I think it's better to leave citizenship out, or focus on treating your own citizens. The rest should follow (this is also what Scahill says in the following story): American citizenship does not protect you from targeted assassination.
No, American citizenship does not great a blanket protection against being killed by the military while waging war against the U.S. It guarantees you nothing more and nothing less than "due process." What process is "due" (literally, "warranted") is an inherently context-sensitive question. What process is "due" to someone who spent a decade waging war against the U.S. while refusing to submit to the justice system of any country?
What justice is due for a 16-year old who grew up in Colorado and has an "unresponsible" father? Are some people classed as waging war by speaking? Are their children classed as combatants from the moment they turn six years old?

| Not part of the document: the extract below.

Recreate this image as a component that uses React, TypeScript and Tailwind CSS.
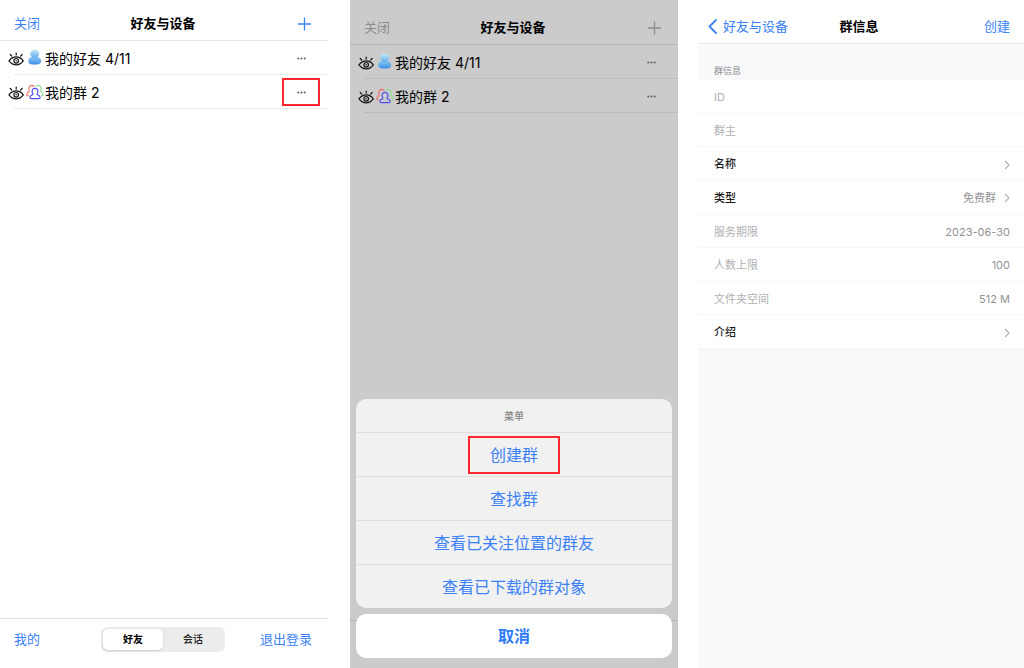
import type { ReactNode } from 'react';

const menuItems = ['创建群', '查找群', '查看已关注位置的群友', '查看已下载的群对象'];

type InfoRow = { label: string; value?: string; editable?: boolean };

const infoRows: InfoRow[] = [
    { label: 'ID' },
    { label: '群主' },
    { label: '名称', editable: true },
    { label: '类型', value: '免费群', editable: true },
    { label: '服务期限', value: '2023-06-30' },
    { label: '人数上限', value: '100' },
    { label: '文件夹空间', value: '512 M' },
    { label: '介绍', editable: true },
];

function EyeIcon() {
    return (
        <svg className="w-4 h-4 shrink-0" viewBox="0 0 16 16" fill="none" stroke="#111" strokeLinecap="round">
            <path d="M1 10.8C3 8.200 5.300 6.900 8.200 6.900s5.200 1.300 7.100 3.900c-2 2.700-4.200 4-7.100 4S3 13.500 1 10.800Z" strokeWidth="1.200" />
            <circle cx="8.200" cy="10.800" r="2.300" strokeWidth="1.200" />
            <circle cx="8.200" cy="10.800" r="0.700" fill="#111" stroke="none" />
            <path d="M8.200 3.200v1.800M2.200 4.400l1.500 1.600M14.200 4.400l-1.500 1.600" strokeWidth="1.200" />
        </svg>
    );
}

function FriendIcon() {
    return (
        <svg className="w-[18px] h-[18px] shrink-0" viewBox="0 0 18 18">
            <defs>
                <linearGradient id="friendBody" x1="0" y1="0" x2="0" y2="1">
                    <stop offset="0" stopColor="#8cc8f5" />
                    <stop offset="0.45" stopColor="#68b0ee" />
                    <stop offset="1" stopColor="#3a8ae4" />
                </linearGradient>
                <linearGradient id="friendHead" x1="0" y1="0" x2="0" y2="1">
                    <stop offset="0" stopColor="#c9ecfb" />
                    <stop offset="1" stopColor="#62acec" />
                </linearGradient>
            </defs>
            <path d="M4.200 8.600C6 7.600 11.500 7.600 13.300 8.600c1.500.9 1.800 2.300 1.700 4.200-.1 2-2.600 2.800-6.300 2.800s-6.200-.8-6.300-2.800c-.1-1.900.3-3.300 1.800-4.200Z" fill="url(#friendBody)" />
            <ellipse cx="8.700" cy="4.700" rx="4.500" ry="4.200" fill="url(#friendHead)" />
        </svg>
    );
}

function GroupIcon() {
    return (
        <svg className="w-[18px] h-[18px] shrink-0" viewBox="0 0 18 18" fill="none" strokeWidth="1.1" strokeLinecap="round" strokeLinejoin="round">
            <path d="M2.500 12.800H1c-.7-2.200.5-3.400 2-4.300.5-.4.400-.8.100-1.300C2.200 4.500 3.500 2.400 5.700 2.400c1 0 1.800.4 2.300 1.100" stroke="#f46a6a" />
            <path d="M10.200 3.300c.5-.6 1.200-.9 2-.9 2.200 0 3.500 2.100 2.600 4.800-.3.500-.4.900.1 1.300 1.500.9 2.700 2.100 2 4.300h-1.500" stroke="#8ae08a" />
            <path d="M9 5.400c2 0 3.100 1.500 2.900 3.300-.1 1-.5 1.500-.8 2.100-.2.500 0 .8.500 1 1.400.5 2.500 1.100 2.500 2.700 0 .8-.4 1.200-1.200 1.200H5.100c-.8 0-1.200-.4-1.200-1.200 0-1.600 1.100-2.200 2.500-2.700.5-.2.700-.5.5-1-.3-.6-.7-1.100-.8-2.100C5.900 6.900 7 5.400 9 5.400Z" stroke="#4d4df0" strokeWidth="1.2" />
        </svg>
    );
}

function PlusIcon() {
    return (
        <svg className="w-4 h-4" viewBox="0 0 16 16" stroke="currentColor" strokeWidth="1.3">
            <path d="M8.500 1.500v13M2 8h13" />
        </svg>
    );
}

function ChevronRight() {
    return (
        <svg className="w-1.5 h-2.5" viewBox="0 0 6 10" fill="none" stroke="#b4b4b8" strokeWidth="1.2">
            <path d="M1 1l4 4-4 4" />
        </svg>
    );
}

function ListRow({ icon, title, marked }: { icon: ReactNode; title: string; marked?: boolean }) {
    return (
        <li className="relative flex items-center h-[34px] pl-2">
            <EyeIcon />
            <span className="ml-0.5 shrink-0">{icon}</span>
            <span className="flex-1 ml-px text-[14px]">{title}</span>
            <button
                aria-label="更多"
                className={`w-[38px] h-7 mr-2 flex items-center justify-center border-2 ${marked ? 'border-[#f8282c]' : 'border-transparent'}`}
            >
                <svg className="w-[9px] h-[3px]" viewBox="0 0 9 3" fill="#666">
                    <circle cx="1.3" cy="1.5" r="1.1" />
                    <circle cx="4.5" cy="1.5" r="1.1" />
                    <circle cx="7.7" cy="1.5" r="1.1" />
                </svg>
            </button>
            <span className="absolute left-3.5 right-0 bottom-0 h-px bg-black/8" />
        </li>
    );
}

function FriendList({ marked }: { marked?: boolean }) {
    return (
        <ul>
            <ListRow icon={<FriendIcon />} title="我的好友 4/11" />
            <ListRow icon={<GroupIcon />} title="我的群 2" marked={marked} />
        </ul>
    );
}

function FriendsPanel() {
    return (
        <section className="flex-[328] min-w-0 flex flex-col">
            <header className="grid grid-cols-3 items-center h-[41px] pt-2 pl-3.5 pr-4 border-b border-[#e4e4e4] text-[13px] text-[#3b82f6]">
                <button className="justify-self-start">关闭</button>
                <h1 className="justify-self-center font-bold text-black whitespace-nowrap">好友与设备</h1>
                <button className="justify-self-end" aria-label="添加"><PlusIcon /></button>
            </header>
            <FriendList marked />
            <footer className="mt-auto grid grid-cols-3 items-center h-[50px] pb-2 pl-3.5 pr-4 border-t border-[#e0e0e0] text-[13px] text-[#3b82f6]">
                <button className="justify-self-start">我的</button>
                <div className="justify-self-center flex w-[124px] h-[25px] p-0.5 rounded-md bg-[#ececed] text-[10px] font-medium text-[#222]">
                    <button className="flex-1 rounded-[5px] bg-white shadow font-bold text-black">好友</button>
                    <button className="flex-1">会话</button>
                </div>
                <button className="justify-self-end">退出登录</button>
            </footer>
        </section>
    );
}

function MenuPanel() {
    return (
        <section className="relative flex-[328] min-w-0 ml-[22px] flex flex-col bg-[#cbcbcb]">
            <header className="grid grid-cols-3 items-center h-[45px] pt-3 pl-3.5 pr-4 border-b border-[#b8b8b8] text-[13px] text-[#8c8c8c]">
                <button className="justify-self-start">关闭</button>
                <h2 className="justify-self-center font-bold text-black whitespace-nowrap">好友与设备</h2>
                <button className="justify-self-end" aria-label="添加"><PlusIcon /></button>
            </header>
            <FriendList />
            <div className="mt-auto h-12 border-t border-[#b4b4b4]" />

            {/* Action sheet */}
            <div className="absolute inset-x-1.5 bottom-2.5 flex flex-col gap-1.5 text-center text-base text-[#3b82f6]">
                <div className="rounded-[10px] bg-[#f1f1f1]">
                    <p className="h-[33px] leading-[34px] text-[10px] font-medium text-[#858585]">菜单</p>
                    {menuItems.map((item, i) => (
                        <div key={item} className="h-11 flex items-center justify-center border-t border-[#dedede]">
                            <button className={i === 0 ? 'h-[38px] px-5 border-2 border-[#f8282c]' : 'h-[38px] px-5'}>{item}</button>
                        </div>
                    ))}
                </div>
                <button className="h-11 rounded-[10px] bg-white font-bold text-[#2f7bf6]">取消</button>
            </div>
        </section>
    );
}

function GroupInfoPanel() {
    return (
        <section className="flex-[326] min-w-0 ml-5 bg-[#f9f9fb]">
            <header className="grid grid-cols-3 items-center h-11 pt-2.5 pl-2.5 pr-3.5 bg-white border-b border-[#e8e8e8] text-[13px] text-[#3b82f6]">
                <button className="justify-self-start flex items-center gap-1.5 whitespace-nowrap">
                    <svg className="w-[9px] h-[15px]" viewBox="0 0 9 15" fill="none" stroke="currentColor" strokeWidth="1.8" strokeLinecap="round" strokeLinejoin="round">
                        <path d="M8 1L1.500 7.500 8 14" />
                    </svg>
                    好友与设备
                </button>
                <h2 className="justify-self-center font-bold text-black">群信息</h2>
                <button className="justify-self-end">创建</button>
            </header>
            <h3 className="h-9 pt-5 px-4 text-[9px] leading-[14px] text-[#8a8a8e]">群信息</h3>
            <dl className="grid auto-rows-fr h-[269px] bg-white text-[11px] text-[#b0b0b2]">
                {infoRows.map((row) => (
                    <div key={row.label} className="flex items-center gap-2 pt-0.5 pl-4 pr-3.5 border-b border-[#f6f6f7]">
                        <dt className={row.editable ? 'flex-1 font-medium text-[#1c1c1e]' : 'flex-1'}>{row.label}</dt>
                        <dd className="flex items-center gap-2 text-[#929296]">
                            {row.value}
                            {row.editable && <ChevronRight />}
                        </dd>
                    </div>
                ))}
            </dl>
        </section>
    );
}

export default function App() {
    return (
        <main className="flex min-h-screen bg-white font-['Inter','Noto_Sans_CJK_SC',sans-serif] text-black">
            <FriendsPanel />
            <MenuPanel />
            <GroupInfoPanel />
        </main>
    );
}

The trouble with making it context-sensitive like that is, how do you demonstrate that the person deserves the lower standard?
Your question is mis-phrased. It should be stated as, "What process is due to someone who is accused of spending a decade waging war against the US?"
It appears to be to be completely nonsensical to use the gravity of the accusations against a person to decide what kind of trial (or not) they should receive. The whole point of the trial is to find out whether the accusations are, in fact, true.
Don't ignore the teenager son who was also a victim, separately. No one in government has been willing to admit that this killing was anything other than intentional.